In her commencement speech for Tulane University in 2017, Mirren shared her 5 rules for a happy life. Number four: “Don’t be afraid of fear,” she said. You’ll always wonder, when faced by peers, whether you’re smart enough or good enough. You can’t help but be afraid you’ll fail, she explained.
“Look fear straightaway in its ugly face and barge forward,” Mirren said. “And when you get past it, turn around and give it a good swift kick in the ass!”
I think about how much energy goes into trying to be understood, approved of, seen in a certain way — and what might open up if even a small part of that energy came back to you. If you could kick that fear and reapply it where it actually serves you, instead of holding you back.

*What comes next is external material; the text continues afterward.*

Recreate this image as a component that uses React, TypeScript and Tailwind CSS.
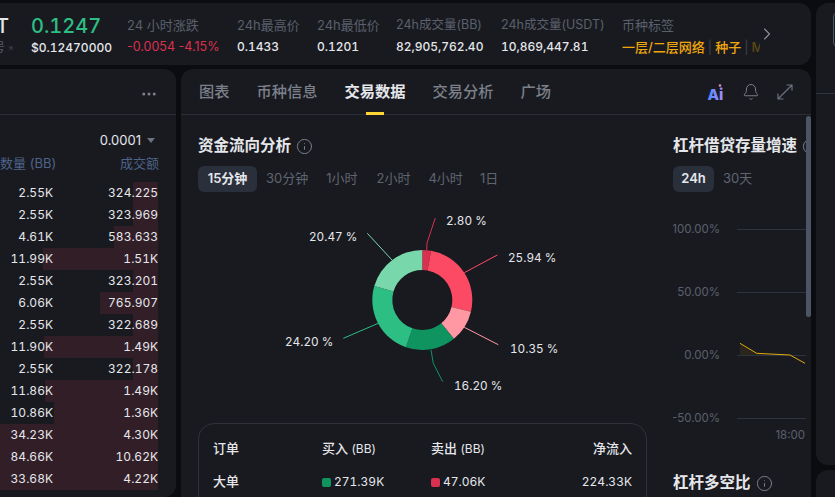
import { ArrowUpRight, Bell, ChevronRight, Ellipsis, Info } from "lucide-react";

const cjk = "font-['Inter','Noto_Sans_CJK_SC',sans-serif]";

const stats = [
    { label: "24h最高价", value: "0.1433", width: "w-[80px]", labelSize: "text-[13px]" },
    { label: "24h最低价", value: "0.1201", width: "w-[79px]", labelSize: "text-[13px]" },
    { label: "24h成交量(BB)", value: "82,905,762.40", width: "w-[105px]", labelSize: "text-[12.5px]" },
    { label: "24h成交量(USDT)", value: "10,869,447.81", width: "w-[121px]", labelSize: "text-[12.5px]" },
];

const trades = [
    { qty: "2.55K", amount: "324.225", bar: 25 },
    { qty: "2.55K", amount: "323.969", bar: 25 },
    { qty: "4.61K", amount: "583.633", bar: 44 },
    { qty: "11.99K", amount: "1.51K", bar: 115 },
    { qty: "2.55K", amount: "323.201", bar: 25 },
    { qty: "6.06K", amount: "765.907", bar: 58 },
    { qty: "2.55K", amount: "322.689", bar: 25 },
    { qty: "11.90K", amount: "1.49K", bar: 114 },
    { qty: "2.55K", amount: "322.178", bar: 25 },
    { qty: "11.86K", amount: "1.49K", bar: 113 },
    { qty: "10.86K", amount: "1.36K", bar: 104 },
    { qty: "34.23K", amount: "4.30K", bar: 158 },
    { qty: "84.66K", amount: "10.62K", bar: 158 },
    { qty: "33.68K", amount: "4.22K", bar: 158 },
];

const flows = [
    { share: 2.8, color: "#d9304f" },
    { share: 25.94, color: "#fd4a64" },
    { share: 10.35, color: "#ff98a2" },
    { share: 16.2, color: "#0f945f" },
    { share: 24.2, color: "#2dbe84" },
    { share: 20.47, color: "#78d8ab" },
];

const leaders = [
    { points: "426.7,250 427,243 435.3,218", color: "#d9304f", label: "2.80 %", x: 446, y: 225 },
    { points: "464.3,272.7 497.3,255", color: "#fd4a64", label: "25.94 %", x: 508, y: 262 },
    { points: "464.3,327.3 498.3,344.7", color: "#ff98a2", label: "10.35 %", x: 510, y: 353 },
    { points: "431,350 433.3,363.3 442.7,381.7", color: "#0f945f", label: "16.20 %", x: 454, y: 390 },
    { points: "378.3,323.3 343.3,338.3", color: "#2dbe84", label: "24.20 %", x: 285, y: 346 },
    { points: "392,260 367.3,233.3", color: "#78d8ab", label: "20.47 %", x: 309, y: 241 },
];

function arc(startPct: number, endPct: number) {
    const cx = 422.3, cy = 300, r = 50, ir = 30;
    const a0 = (startPct / 100) * Math.PI * 2 - Math.PI / 2;
    const a1 = (endPct / 100) * Math.PI * 2 - Math.PI / 2;
    const large = endPct - startPct > 50 ? 1 : 0;
    const p = (rad: number, a: number) => `${(cx + rad * Math.cos(a)).toFixed(2)} ${(cy + rad * Math.sin(a)).toFixed(2)}`;
    return `M${p(r, a0)} A${r} ${r} 0 ${large} 1 ${p(r, a1)} L${p(ir, a1)} A${ir} ${ir} 0 ${large} 0 ${p(ir, a0)} Z`;
}

function Donut() {
    let acc = 0;
    const total = flows.reduce((s, f) => s + f.share, 0);
    return (
        <svg width="280" height="200" viewBox="280 205 280 200" className="block">
            {flows.map((f, i) => {
                const start = acc;
                acc += (f.share / total) * 100;
                return <path key={i} d={arc(start, acc)} fill={f.color} />;
            })}
            {leaders.map((l, i) => (
                <g key={i}>
                    <polyline points={l.points} fill="none" stroke={l.color} strokeWidth="1" />
                    <text x={l.x} y={l.y} fill="#e5e7eb" fontSize="11.75" fontFamily="Inter, sans-serif" className="tabular-nums">{l.label}</text>
                </g>
            ))}
        </svg>
    );
}

function AiMark() {
    return (
        <svg width="17" height="18" viewBox="0 0 17 18">
            <defs>
                <linearGradient id="ai" x1="0" y1="0" x2="1" y2="0">
                    <stop offset="0" stopColor="#4d8dff" />
                    <stop offset="1" stopColor="#a98bff" />
                </linearGradient>
            </defs>
            <text x="0.5" y="17" fill="url(#ai)" fontSize="15" fontWeight="800" fontFamily="Inter, sans-serif">Ai</text>
            <circle cx="13" cy="2.5" r="1.3" fill="#e58ac0" />
        </svg>
    );
}

function Expand() {
    return (
        <svg width="16" height="16" viewBox="0 0 16 16" fill="none" stroke="#6b7280" strokeWidth="1.2">
            <path d="M1 15 15 1M9.5 1H15v5.5M1 9.5V15h5.5" />
        </svg>
    );
}

function MarginChart() {
    const rows = [
        { label: "100.00%", y: 229 },
        { label: "50.00%", y: 292 },
        { label: "0.00%", y: 355 },
        { label: "-50.00%", y: 418 },
    ];
    return (
        <svg width="133" height="230" viewBox="673 215 133 230" className="block">
            {rows.map((r) => (
                <g key={r.label}>
                    <text x="720" y={r.y + 4} textAnchor="end" fill="#5a606c" fontSize="11.5" fontFamily="Inter, sans-serif">{r.label}</text>
                    <line x1="737" x2="806" y1={r.y + 0.5} y2={r.y + 0.5} stroke="#2e343f" />
                </g>
            ))}
            <polygon points="740,343.3 756.7,353.3 790,355 740,355" fill="#f0b90b" fillOpacity="0.08" />
            <polyline points="740,343.3 756.7,353.3 790,355 805,363.3" fill="none" stroke="#e0a90c" strokeWidth="1" />
            <text x="805" y="439" textAnchor="end" fill="#5a606c" fontSize="11.5" fontFamily="Inter, sans-serif">18:00</text>
        </svg>
    );
}

function Ticker() {
    return (
        <div className="flex h-[62px] items-start overflow-hidden rounded-r-xl bg-[#191a20] pt-[10px]">
            <div className="w-[31px] shrink-0">
                <div className="-ml-[4px] text-[20px] font-medium leading-[26px]">T</div>
                <div className="mt-[1px] flex h-[16px] -ml-[7px] items-center text-[12px] text-[#565c68]">
                    <span>号</span>
                    <ArrowUpRight className="ml-[2px] h-[7px] w-[7px]" strokeWidth={2} />
                </div>
            </div>
            <div className="w-[96px] shrink-0 tabular-nums">
                <div className="text-[20px] font-medium leading-[26px] text-[#2dbe84]">0.1247</div>
                <div className="mt-[1px] text-[12px] font-medium leading-[16px]">$0.12470000</div>
            </div>
            <div className="w-[110px] shrink-0 pt-[3px]">
                <div className="text-[13px] leading-[18px] text-[#5a606c]">24 小时涨跌</div>
                <div className="mt-[5px] text-[12.5px] leading-[16px] text-[#d9304f]">-0.0054 -4.15%</div>
            </div>
            {stats.map((s) => (
                <div key={s.label} className={`shrink-0 pt-[3px] ${s.width}`}>
                    <div className={`leading-[18px] text-[#5a606c] ${s.labelSize}`}>{s.label}</div>
                    <div className="mt-[5px] text-[12px] font-medium leading-[16px] tabular-nums">{s.value}</div>
                </div>
            ))}
            <div className="w-[138px] shrink-0 pt-[3px]">
                <div className="text-[13px] leading-[18px] text-[#5a606c]">币种标签</div>
                <div className="mt-[5px] flex h-[16px] items-center gap-[3px] overflow-hidden text-[13px] font-medium leading-[16px] text-[#f0a70b]">
                    <span className="shrink-0">一层/二层网络</span>
                    <span className="font-normal text-[#3d4048]">|</span>
                    <span className="shrink-0">种子</span>
                    <span className="font-normal text-[#3d4048]">|</span>
                    <span className="text-[#5c4815]">M</span>
                    <span className="text-[#2c2718]">e</span>
                </div>
            </div>
            <ChevronRight className="-ml-[3px] mt-[11px] h-[20px] w-[20px] text-[#8b909a]" strokeWidth={1.3} />
        </div>
    );
}

function Trades() {
    return (
        <div className="h-[428px] w-[176px] shrink-0 overflow-hidden rounded-r-xl bg-[#191a20]">
            <div className="flex h-[46px] items-center justify-end border-b border-[#2a2e37] pr-[18px] pt-[5px]">
                <Ellipsis className="h-[18px] w-[18px] text-[#7b808a]" />
            </div>
            <div className="flex h-[39px] items-end justify-end pb-[6px] pr-[21px] text-[13px] leading-[16px]">
                <span>0.0001</span>
                <span className="mb-[5px] ml-[6px] h-0 w-0 border-x-[4px] border-t-[5px] border-x-transparent border-t-[#6b7280]" />
            </div>
            <div className="flex h-[19px] items-center justify-between pr-[17px] text-[13px] text-[#4d6389]">
                <span>数量 (BB)</span>
                <span>成交额</span>
            </div>
            <div className="mt-[9px]">
                {trades.map((t, i) => (
                    <div key={i} className="relative flex h-[22px] w-[158px] items-center text-[12px] tabular-nums">
                        <div className="absolute inset-y-0 right-0 bg-[#321e27]" style={{ width: t.bar }} />
                        <span className="relative w-[53px] text-right">{t.qty}</span>
                        <span className="relative flex-1 text-right">{t.amount}</span>
                    </div>
                ))}
            </div>
        </div>
    );
}

function Main() {
    return (
        <div className="relative h-[428px] flex-1 overflow-hidden rounded-t-xl bg-[#191a20]">
            <div className="flex h-[46px] items-center border-b border-[#2a2e37] pl-[18px] pr-[18px]">
                <div className="flex gap-[27px] text-[15.25px] font-medium leading-[20px] text-[#7b808a]">
                    <span>图表</span>
                    <span>币种信息</span>
                    <span className="relative font-semibold text-[#e5e7eb]">
                        交易数据
                        <span className="absolute bottom-[-13px] left-[21px] h-[3px] w-[18px] bg-[#fcd535]" />
                    </span>
                    <span>交易分析</span>
                    <span>广场</span>
                </div>
                <div className="ml-auto flex items-center">
                    <AiMark />
                    <Bell className="ml-[18px] h-[18px] w-[18px] text-[#7b808a]" strokeWidth={1.3} />
                    <div className="ml-[17px]">
                        <Expand />
                    </div>
                </div>
            </div>
            {/* scrollbar thumb */}
            <div className="absolute right-0 top-[47px] h-[201px] w-[5px] rounded-full bg-[#4b5563]" />

            <div className="flex gap-[26px] pl-[17px]">
                <div className="w-[449px] shrink-0">
                    <div className="mt-[21px] flex items-center gap-[5px]">
                        <span className="text-[15.5px] font-semibold leading-[20px]">资金流向分析</span>
                        <Info className="h-[17px] w-[17px] text-[#7b808a]" strokeWidth={1.4} />
                    </div>
                    <div className="mt-[10px] flex items-center gap-[18px] text-[13px] text-[#5f6570]">
                        <span className="-mr-[9px] flex h-[26px] w-[59px] items-center justify-center rounded-md bg-[#2a303b] font-semibold text-[#e5e7eb]">15分钟</span>
                        <span>30分钟</span>
                        <span>1小时</span>
                        <span className="ml-[1px]">2小时</span>
                        <span>4小时</span>
                        <span className="-ml-[1px]">1日</span>
                    </div>
                    <div className="mt-[13px] pl-[82px]">
                        <Donut />
                    </div>
                    <div className="mt-[18px] h-[120px] rounded-2xl border border-[#2f3239] px-[14px] pt-[9px] text-[13px]">
                        <div className="flex h-[32px] items-center font-medium">
                            <span className="w-[109px]">订单</span>
                            <span className="w-[109px]">买入 <span className="text-[12px] font-normal">(BB)</span></span>
                            <span>卖出 <span className="text-[12px] font-normal">(BB)</span></span>
                            <span className="ml-auto">净流入</span>
                        </div>
                        <div className="flex h-[34px] items-center text-[12px] tabular-nums">
                            <span className="w-[109px] text-[13px] font-medium">大单</span>
                            <span className="flex w-[109px] items-center gap-[3px]">
                                <span className="h-[9px] w-[9px] rounded-[2px] bg-[#0f945f]" />271.39K
                            </span>
                            <span className="flex items-center gap-[3px]">
                                <span className="h-[9px] w-[9px] rounded-[2px] bg-[#d9304f]" />47.06K
                            </span>
                            <span className="ml-auto">224.33K</span>
                        </div>
                    </div>
                </div>

                <div className="w-[133px] shrink-0 overflow-hidden">
                    <div className="mt-[21px] flex items-center gap-[5px] whitespace-nowrap">
                        <span className="text-[15.5px] font-semibold leading-[20px]">杠杆借贷存量增速</span>
                        <Info className="h-[17px] w-[17px] shrink-0 text-[#7b808a]" strokeWidth={1.4} />
                    </div>
                    <div className="mt-[10px] flex items-center gap-[9px] text-[13px] text-[#5f6570]">
                        <span className="flex h-[26px] w-[41px] items-center justify-center rounded-md bg-[#2a303b] font-semibold text-[#e5e7eb]">24h</span>
                        <span>30天</span>
                    </div>
                    <div className="mt-[23px]">
                        <MarginChart />
                    </div>
                    <div className="mt-[28px] flex items-center gap-[5px]">
                        <span className="text-[15.5px] font-semibold leading-[20px]">杠杆多空比</span>
                        <Info className="h-[17px] w-[17px] text-[#7b808a]" strokeWidth={1.4} />
                    </div>
                </div>
            </div>
        </div>
    );
}

export default function App() {
    return (
        <div className={`flex h-[497px] w-[835px] gap-[5px] overflow-hidden bg-[#0a0c0f] pt-[3px] text-[#e5e7eb] ${cjk}`}>
            <div className="flex w-[811px] shrink-0 flex-col gap-[4px]">
                <Ticker />
                <div className="flex gap-[5px]">
                    <Trades />
                    <Main />
                </div>
            </div>
            <div className="flex flex-1 flex-col gap-[5px]">
                <div className="h-[462px] overflow-hidden rounded-l-xl bg-[#191a20] pt-[8px]">
                    <div className="ml-[17px] h-[37px] w-[40px] rounded-md border border-[#4b5563]" />
                    <div className="mt-[45px] border-t border-[#2e343f]" />
                </div>
                <div className="flex-1 rounded-tl-xl bg-[#191a20]" />
            </div>
        </div>
    );
}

If you’re rethinking things… your work, your pace, what comes next… it’s worth asking:
Where am I still trying to prove something to others?
And what would shift if I didn’t need to?
Think on that today. Journal on it, if you have time.
And remember, you don’t have to resolve it all at once.
But you might notice, in small moments, where you can loosen your grip on being understood by others and follow something more meaningful instead.
There’s a kind of freedom in that. It’s not loud or dramatic. Just… lighter.
And once you feel that, even a little, it gets harder to go back to carrying everything you thought you had to prove.